Luca Belli: Existem três formas que podem ser cogitadas em termos de cooperação. Primeiro, cooperação em termos de políticas comuns e regulação comum, identificando a chamada interoperabilidade legislativa. Segundo, iniciativas de pesquisa e desenvolvimento comuns, ou seja, projetos multilaterais de cooperação científica. Cooperação em IA no agronegócio ou no âmbito médico poderia ser extremamente proveitosa. Terceiro, o uso e compartilhamento daquelas tecnologias em open source, em código aberto, que já existem.
Nilson Brandão: O que o Brasil precisa fazer para avançar em soberania em IA?
Luca Belli: A primeira mensagem é não considerar a inteligência artificial como algo abstrato nem como algo muito específico, apenas como o Chat GPT. Precisamos considerar a inteligência artificial como um sistema, olhar seus componentes. Inteligência artificial representa muitos dados processados por muito software em muito hardware, e você precisa de eletricidade e cibersegurança para que tudo funcione bem. Se você olhar os elementos que compõem o sistema, você consegue entender como ele funciona, até reproduzir esse funcionamento no seu próprio país e regular de maneira eficiente. Minha mensagem principal é: pare, entenda a complexidade do sistema e adote políticas industriais e regulações mais favoráveis para dominar a tecnologia e não ser dominado por ela.
Nilson Brandão: Qual é o papel do acesso ao conhecimento na construção da soberania digital?
Luca Belli: Política industrial é simplesmente um estímulo à indústria. É criar esquemas de apoio à pesquisa e desenvolvimento, criar uma taxação favorável para quem está desenvolvendo uma tecnologia estratégica. Não adianta simplesmente adotar leis como a LGPD e ninguém respeitar. Você precisa criar um incentivo para as empresas desenvolverem tecnologia que facilite o cumprimento da lei.

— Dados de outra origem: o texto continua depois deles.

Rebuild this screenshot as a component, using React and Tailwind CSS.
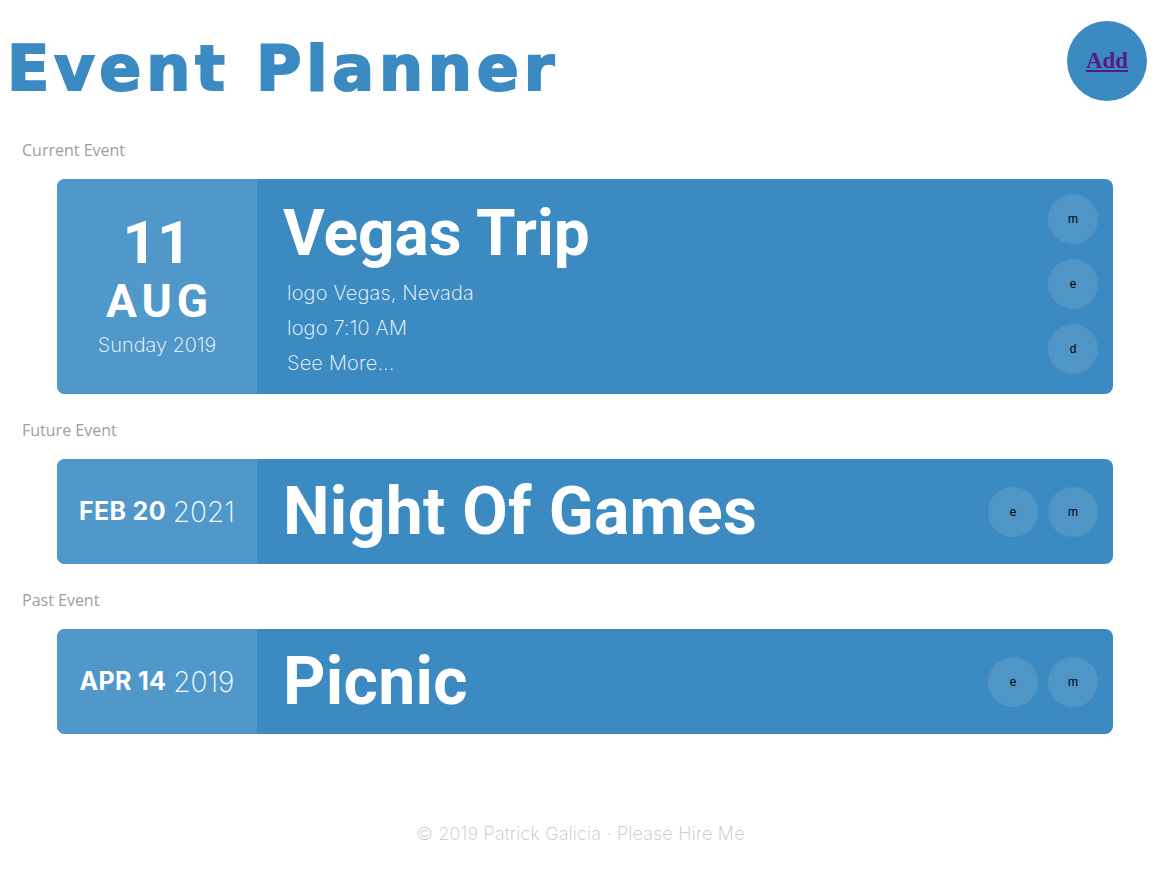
import React from "react";

const Btn = ({ children }) => (
  <div className="w-[50px] h-[50px] rounded-full bg-white/10 flex items-center justify-center text-[12px] text-black font-['Liberation_Sans',Arial,sans-serif]">
    {children}
  </div>
);

function Label({ children, first }) {
  return (
    <div className={`ml-[22px] ${first ? "mt-[37px]" : "mt-[24px]"} text-[16px] leading-[24px] text-[#a39c9c] font-['Open_Sans',sans-serif]`}>
      {children}
    </div>
  );
}

function SmallCard({ mon, day, year, title }) {
  return (
    <div className="ml-[57px] mr-[48px] mt-[17px] flex h-[105px] rounded-[8px] overflow-hidden bg-[#3b8ac1]">
      <div className="w-[200px] shrink-0 bg-[#5098c9] flex items-center justify-center text-white">
        <span className="text-[25px] font-bold font-['Inter',sans-serif] tracking-[0.3px]">{mon} {day}</span>
        <span className="text-[28px] font-extralight ml-[7px] font-['Inter',sans-serif]">{year}</span>
      </div>
      <div className="flex-1 flex items-center pl-[26px] text-white">
        <span className="text-[66px] font-bold leading-none font-['Roboto',sans-serif] tracking-[0.3px]">{title}</span>
      </div>
      <div className="flex items-center gap-[10px] pr-[15px]">
        <Btn>e</Btn>
        <Btn>m</Btn>
      </div>
    </div>
  );
}

export default function App() {
  return (
    <div className="w-[1161px] min-h-[871px] bg-white">
      <div className="flex items-start justify-between">
        <h1 className="text-[#3b8ac1] text-[62px] font-bold leading-none ml-[7px] mt-[38px] tracking-[4.8px] font-['DejaVu_Sans',sans-serif] [-webkit-text-stroke:2px_#3b8ac1]">
          Event Planner
        </h1>
        <div className="mt-[21px] mr-[14px] w-[80px] h-[80px] rounded-full bg-[#3b8ac1] flex items-center justify-center">
          <a href="#" className="text-[#551a8b] underline font-bold text-[23px] font-['Liberation_Serif',serif]">Add</a>
        </div>
      </div>

      <Label first>Current Event</Label>
      <div className="ml-[57px] mr-[48px] mt-[17px] flex h-[215px] rounded-[8px] overflow-hidden bg-[#3b8ac1]">
        <div className="w-[200px] shrink-0 bg-[#5098c9] flex flex-col items-center text-white pt-[34px]">
          <div className="text-[60px] font-bold leading-none font-['Roboto',sans-serif]">11</div>
          <div className="text-[46px] font-bold leading-none tracking-[5px] ml-[5px] mt-[5px] font-['Roboto',sans-serif]">AUG</div>
          <div className="text-[20px] font-extralight mt-[6px] font-['Inter',sans-serif]">Sunday 2019</div>
        </div>
        <div className="flex-1 flex flex-col pl-[26px] pt-[23px] text-white">
          <div className="text-[64px] font-bold leading-none font-['Roboto',sans-serif]">Vegas Trip</div>
          <div className="mt-[10px] ml-[4px] text-[20px] font-extralight leading-[35px] font-['Inter',sans-serif] tracking-[0.2px]">
            <div>logo Vegas, Nevada</div>
            <div>logo 7:10 AM</div>
            <div>See More...</div>
          </div>
        </div>
        <div className="flex flex-col gap-[15px] pr-[15px] pt-[15px]">
          <Btn>m</Btn>
          <Btn>e</Btn>
          <Btn>d</Btn>
        </div>
      </div>

      <Label>Future Event</Label>
      <SmallCard mon="FEB" day="20" year="2021" title="Night Of Games" />

      <Label>Past Event</Label>
      <SmallCard mon="APR" day="14" year="2019" title="Picnic" />

      <div className="mt-[86px] text-center text-[18px] font-extralight text-[#cfc0c0] font-['Inter',sans-serif] tracking-[0.2px]">
        © 2019 Patrick Galicia · Please Hire Me
      </div>
    </div>
  );
}
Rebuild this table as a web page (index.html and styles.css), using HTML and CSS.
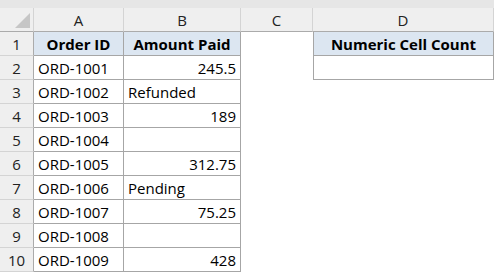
FILE: index.html
```html
<!DOCTYPE html>
<html>
<head>
<meta charset="utf-8">
<link rel="stylesheet" href="styles.css">
</head>
<body>
<div class="topstrip"></div>
<div class="sheet">
  <div class="corner"><div class="tri"></div></div>
  <div class="colhead">A</div>
  <div class="colhead">B</div>
  <div class="colhead">C</div>
  <div class="colhead">D</div>
  <div class="colhead end"></div>

  <div class="rowhead">1</div>
  <div class="cell hdr">Order ID</div>
  <div class="cell hdr">Amount Paid</div>
  <div class="blank"></div>
  <div class="cell hdr dcell">Numeric Cell Count</div>
  <div class="blank"></div>

  <div class="rowhead">2</div>
  <div class="cell">ORD-1001</div>
  <div class="cell num">245.5</div>
  <div class="blank"></div>
  <div class="cell dcell"></div>
  <div class="blank"></div>

  <div class="rowhead">3</div>
  <div class="cell">ORD-1002</div>
  <div class="cell">Refunded</div>
  <div class="blank"></div>
  <div class="blank"></div>
  <div class="blank"></div>

  <div class="rowhead">4</div>
  <div class="cell">ORD-1003</div>
  <div class="cell num">189</div>
  <div class="blank"></div>
  <div class="blank"></div>
  <div class="blank"></div>

  <div class="rowhead">5</div>
  <div class="cell">ORD-1004</div>
  <div class="cell num"></div>
  <div class="blank"></div>
  <div class="blank"></div>
  <div class="blank"></div>

  <div class="rowhead">6</div>
  <div class="cell">ORD-1005</div>
  <div class="cell num">312.75</div>
  <div class="blank"></div>
  <div class="blank"></div>
  <div class="blank"></div>

  <div class="rowhead">7</div>
  <div class="cell">ORD-1006</div>
  <div class="cell">Pending</div>
  <div class="blank"></div>
  <div class="blank"></div>
  <div class="blank"></div>

  <div class="rowhead">8</div>
  <div class="cell">ORD-1007</div>
  <div class="cell num">75.25</div>
  <div class="blank"></div>
  <div class="blank"></div>
  <div class="blank"></div>

  <div class="rowhead">9</div>
  <div class="cell">ORD-1008</div>
  <div class="cell num"></div>
  <div class="blank"></div>
  <div class="blank"></div>
  <div class="blank"></div>

  <div class="rowhead">10</div>
  <div class="cell">ORD-1009</div>
  <div class="cell num">428</div>
  <div class="blank"></div>
  <div class="blank"></div>
  <div class="blank"></div>
</div>
</body>
</html>
```
FILE: styles.css
```css
* { box-sizing: border-box; }
html, body { margin: 0; padding: 0; background: #ffffff; }
body {
  font-family: "Open Sans", "Liberation Sans", sans-serif;
  font-size: 15px;
  color: #000;
  width: 494px;
  height: 273px;
  overflow: hidden;
}
.topstrip {
  height: 8px;
  background: #e6e6e6;
}
.sheet {
  display: grid;
  grid-template-columns: 34px 90px 117px 72px 181px 1fr;
  grid-template-rows: repeat(11, 24px);
}
.corner {
  background: #efefef;
  border-right: 1px solid #d4d4d4;
  border-bottom: 1px solid #ababab;
  position: relative;
}
.tri {
  position: absolute;
  right: 3px;
  bottom: 3px;
  width: 0;
  height: 0;
  border-left: 15px solid transparent;
  border-bottom: 15px solid #c6c6c6;
}
.colhead {
  background: #efefef;
  border-right: 1px solid #d4d4d4;
  border-bottom: 1px solid #ababab;
  display: flex;
  align-items: center;
  justify-content: center;
  color: #222;
  line-height: 1;
  padding-top: 1px;
}
.colhead.end { border-right: none; }
.rowhead {
  background: #efefef;
  border-right: 1px solid #ababab;
  border-bottom: 1px solid #d4d4d4;
  display: flex;
  align-items: center;
  justify-content: center;
  color: #222;
  padding-top: 1px;
}
.cell {
  border-right: 1px solid #a6a6a6;
  border-bottom: 1px solid #a6a6a6;
  display: flex;
  align-items: center;
  padding: 1px 4px 0 4px;
  white-space: nowrap;
}
.cell.num { justify-content: flex-end; }
.cell.hdr {
  background: #dce6f1;
  font-weight: 700;
  justify-content: center;
}
.cell.dcell { border-left: 1px solid #a6a6a6; }
.blank { background: #fff; }
```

Não estamos enxergando, como deveríamos, a regulação como facilitação, mas enxergamos a regulação simplesmente como repressão e sanção. Deveríamos fazer leis sancionando abusos e implementando essas sanções de maneira eficiente, sim, e por outro lado, fazer como uma política industrial, criar incentivos fiscais, apoiando pesquisas e desenvolvimento de tecnologias que implementam essas leis.